Cardiologia clinica: gestione dell’ipertensione arteriosa e dello scompenso cardiaco

Cardiologia clinica: gestione dell’ipertensione arteriosa e dello scompenso cardiaco

Editato da: Veronica Renzi il 27/03/2024

Il Dott. Andrea Mortara, specialista in Cardiologia, ci spiega come vengono gestite alcune patologie cardiologiche

Quali sono le principali linee guida per la gestione dei pazienti con ipertensione arteriosa in una pratica di cardiologia clinica?

Negli ultimi anni sono state pubblicate molte linee guida sulla cura e gestione dell’ipertensione arteriosa, l’ultima in ordina di tempo nel 2023 ad opera della Società Europea di Ipertensione (i). In generale, è stata modificata la definizione di ipertensione arteriosa introducendo anche il livello di normalità superiore (fino a 140/90), lasciando poi la definizione di ipertensione di I, II e III grado.

Quindi di fronte ad un paziente che ha iniziato a misurare valori pressori più elevati e si presenta per una visita cardiologica occorre seguire alcuni semplici ma importanti step:

  1. Accertarsi che i valori pressori siano effettivamente elevati e quindi già meritevoli di un trattamento farmacologico. Oggi si preferisce iniziare con il paziente un percorso di auto misurazione dei valori pressori eseguiti in diversi momenti della giornata e per un paio di settimane.

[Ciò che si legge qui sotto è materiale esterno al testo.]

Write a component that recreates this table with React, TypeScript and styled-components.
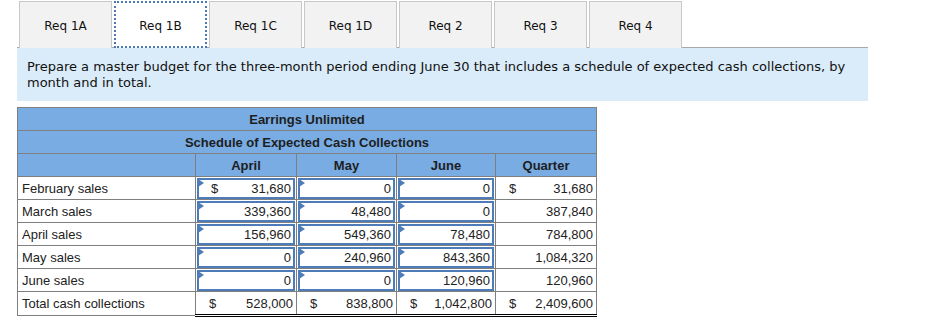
import React from 'react';
import styled, { createGlobalStyle } from 'styled-components';

type Cell = { value: string; dollar?: boolean; input?: boolean };
type Row = { label: string; cells: Cell[]; total?: boolean };

const tabs = ['Req 1A', 'Req 1B', 'Req 1C', 'Req 1D', 'Req 2', 'Req 3', 'Req 4'];

const rows: Row[] = [
  {
    label: 'February sales',
    cells: [
      { value: '31,680', dollar: true, input: true },
      { value: '0', input: true },
      { value: '0', input: true },
      { value: '31,680', dollar: true },
    ],
  },
  {
    label: 'March sales',
    cells: [
      { value: '339,360', input: true },
      { value: '48,480', input: true },
      { value: '0', input: true },
      { value: '387,840' },
    ],
  },
  {
    label: 'April sales',
    cells: [
      { value: '156,960', input: true },
      { value: '549,360', input: true },
      { value: '78,480', input: true },
      { value: '784,800' },
    ],
  },
  {
    label: 'May sales',
    cells: [
      { value: '0', input: true },
      { value: '240,960', input: true },
      { value: '843,360', input: true },
      { value: '1,084,320' },
    ],
  },
  {
    label: 'June sales',
    cells: [
      { value: '0', input: true },
      { value: '0', input: true },
      { value: '120,960', input: true },
      { value: '120,960' },
    ],
  },
  {
    label: 'Total cash collections',
    total: true,
    cells: [
      { value: '528,000', dollar: true },
      { value: '838,800', dollar: true },
      { value: '1,042,800', dollar: true },
      { value: '2,409,600', dollar: true },
    ],
  },
];

const GlobalStyle = createGlobalStyle`
  body {
    margin: 0;
    background: #fff;
  }
`;

const Page = styled.div`
  padding: 1px 0 0 17px;
  width: 851px;
`;

const TabBar = styled.div`
  display: flex;
  gap: 2px;
  padding-left: 2px;
`;

const Tab = styled.div<{ $active?: boolean }>`
  width: 93px;
  height: 47px;
  box-sizing: border-box;
  display: flex;
  align-items: center;
  justify-content: center;
  font-family: 'DejaVu Sans', Verdana, sans-serif;
  font-size: 12px;
  color: #111;
  background: ${p => (p.$active ? '#fff' : '#f2f2f2')};
  border: ${p => (p.$active ? '2px dotted #4a78b5' : '1px solid #c8c8c8')};
  border-bottom: ${p => (p.$active ? '2px dotted #4a78b5' : 'none')};
  position: relative;
  z-index: 1;
  margin-bottom: -1px;
  padding-top: 2px;
`;

const Instructions = styled.div`
  background: #daecf9;
  border-top: 1px solid #a8a8a8;
  padding: 11px 10px 10px 10px;
  font-family: 'DejaVu Sans', Verdana, sans-serif;
  font-size: 13px;
  line-height: 16px;
  color: #111;
`;

const Table = styled.table`
  margin-top: 6px;
  border-collapse: collapse;
  table-layout: fixed;
  width: 580px;
  font-family: 'Liberation Sans', Arial, sans-serif;
  font-size: 13px;
  color: #222;
  border: 1px solid #7f7f7f;
`;

const HeadCell = styled.th`
  background: #78ace2;
  height: 22px;
  padding: 0;
  font-weight: bold;
  text-align: center;
  color: #1e1e1e;
  border: 1px solid #7f7f7f;
`;

const LabelCell = styled.td`
  height: 22px;
  padding: 0 0 0 4px;
  border: 1px solid #7f7f7f;
  white-space: nowrap;
`;

const ValueCell = styled.td<{ $total?: boolean }>`
  height: 22px;
  padding: 0;
  border: 1px solid #7f7f7f;
  ${p =>
    p.$total &&
    `
    border-top: 1px solid #000;
    border-bottom: 3px double #000;
  `}
`;

const Amount = styled.div<{ $input?: boolean }>`
  position: relative;
  display: flex;
  justify-content: space-between;
  align-items: center;
  box-sizing: border-box;
  height: ${p => (p.$input ? '21px' : '22px')};
  margin: ${p => (p.$input ? '0 1px 0 1px' : '0')};
  padding: ${p => (p.$input ? '0 2px 0 12px' : '0 3px 0 13px')};
  border: ${p => (p.$input ? '2px solid #4d7cb8' : 'none')};
  background: #fff;

  ${p =>
    p.$input &&
    `
    &::before {
      content: '';
      position: absolute;
      left: -1px;
      top: -1px;
      border-top: 4px solid transparent;
      border-bottom: 4px solid transparent;
      border-left: 6px solid #4d7cb8;
    }
  `}
`;

const Dollar = styled.span``;

const Num = styled.span`
  margin-left: auto;
`;

export default function App() {
  return (
    <Page>
      <GlobalStyle />
      <TabBar>
        {tabs.map(t => (
          <Tab key={t} $active={t === 'Req 1B'}>
            {t}
          </Tab>
        ))}
      </TabBar>
      <Instructions>
        Prepare a master budget for the three-month period ending June 30 that includes a schedule of expected cash
        collections, by month and in total.
      </Instructions>
      <Table>
        <colgroup>
          <col style={{ width: 178 }} />
          <col style={{ width: 101 }} />
          <col style={{ width: 100 }} />
          <col style={{ width: 99 }} />
          <col style={{ width: 101 }} />
        </colgroup>
        <thead>
          <tr>
            <HeadCell colSpan={5}>Earrings Unlimited</HeadCell>
          </tr>
          <tr>
            <HeadCell colSpan={5}>Schedule of Expected Cash Collections</HeadCell>
          </tr>
          <tr>
            <HeadCell />
            <HeadCell>April</HeadCell>
            <HeadCell>May</HeadCell>
            <HeadCell>June</HeadCell>
            <HeadCell>Quarter</HeadCell>
          </tr>
        </thead>
        <tbody>
          {rows.map(r => (
            <tr key={r.label}>
              <LabelCell>{r.label}</LabelCell>
              {r.cells.map((c, i) => (
                <ValueCell key={i} $total={r.total}>
                  <Amount $input={c.input}>
                    {c.dollar && <Dollar>$</Dollar>}
                    <Num>{c.value}</Num>
                  </Amount>
                </ValueCell>
              ))}
            </tr>
          ))}
        </tbody>
      </Table>
    </Page>
  );
}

I valori devono essere segnati su una agenda o su un supporto informatico.

Se vi è discordanza nelle misurazioni si può ricorrere alla registrazione 24h della pressione arteriosa con apparecchi automatici che in modo indipendente dall’operatore valutano la pressione arteriosa nel corso di tutta la giornata e permettono di osservare il ritmo notte/giorno;

  1. Il secondo passaggio è assicurarsi che non si tratti di una ipertensione secondaria, cioè dipendente da un’altra patologia come la disfunzione della tiroide, dell’apparato urinario o endocrino, o dipendente da altre condizioni benigne come l’adenoma surrenalico (facilmente identificabile con un eco o con una TC);
  2. È importante eseguire una analisi degli esami ematochimici accurata, sia per aiutare ad escludere una ipertensione secondaria (vedi p.2), sia per verificare se sono presenti altri fattori di rischio cardiovascolare come, ad esempio, il diabete o la dislipidemia. Infatti, è molto importante inserire l’ipertensione nel profilo di rischio del paziente, perché se il profilo di rischio cardiovascolare è elevato sarà necessaria una maggiore aggressività terapeutica;
  3. Quando si è definito il tipo di ipertensione e la sua severità si comincerà ad inserire il programma terapeutico che inizia sempre con il modificare lo stile di vita in termini di abitudini alimentari, esercizio fisico, ritmo sonno/veglia, abuso di sostanze (caffeina, alcool, etc.). Nel momento poi della scelta dei farmaci, in relazione al tipo di ipertensione, il medico privilegerà secondo le più moderne assunzioni dalla letteratura, due farmaci o più farmaci a dosaggio ridotto piuttosto che un unico farmaco a dosaggio elevato.

Particolare importanza va data poi al monitoraggio della efficacia dei farmaci perché siccome spesso l’ipertensione non da sintomi il paziente dimentica di misurare i valori pressori, e di controllare se la terapia sia realmente efficace.